Lind also contends that the final determination which denied her benefits was an improper reversal of the initial determination which had granted them. Also Lind argues that she was denied a fair opportunity to be heard because the hearing was held in Anchorage and not in Chignik Lake as she had requested. We have reviewed these points and find no error.5
AFFIRMED.
. AS 23.20.380 provides, in part:
Disqualification for benefits. An insured worker is disqualified for waiting-week credit or benefits for a week of his unemployment if with respect to the week the department finds that
(1) he was not able to work or was not available for suitable work for the week; .
(2) he left suitable work voluntarily without good cause; in this case he is disqualified for the week in which he-left work and the five weeks of continuous unemployment immediately following that week; the period of disqualification is not terminated by performance of short time casual or temporary work within the period.
. The “Notice of Determination” further explained:
Available evidence indicates that you left an area with substantial possibilities for work (Anchorage) to move with your husband to Chignik Lake.
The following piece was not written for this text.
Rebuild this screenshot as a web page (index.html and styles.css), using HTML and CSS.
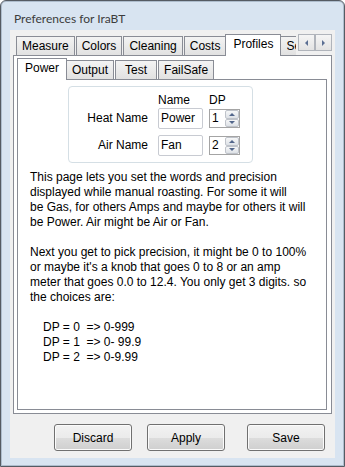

You show no possibility of finding work at Chignik Lake except occasional substitute teaching during the school year.
.In the Findings of Fact, the referee stated:
I find that Mrs. Lind is experienced as a teacher, in the field of accounting and also as a bank teller. Her work history indicates that she has worked in the Anchorage area from August 1973 until April of 1976. At that time, Mrs. Lind moved with her husband to the community of Chignik Lake, which has a population of approximately 100 people. Though she is an experienced teacher, Mrs. Lind has testified that she cannot gain employment as a teacher in the Chignik Lakes area because the teachers there are hired as a married couple and her husband is not a teacher. She does expect to gain some employment as a substitute teacher, however this would only involve possibly 16 hours per month. Mrs. Lind I find, has for all practical purposes, no other prospect of gaining any employment in the Chignik Lake area, and she is not willing to leave that area as her husband is now employed there as a commercial fisherman.
. The record shows that there are five suitable positions at most in Chignik Lake.
. The issue as to the place of hearing was waived by Lind, whose attorney wrote in a letter of November 18, 1976, to the Commissioner of Labor:
The remaining issue, that of place of hearing, indeed is confronting us once again. However, after I have reviewed the issues presented, as I have set them out, it appears that no hearing is necessary.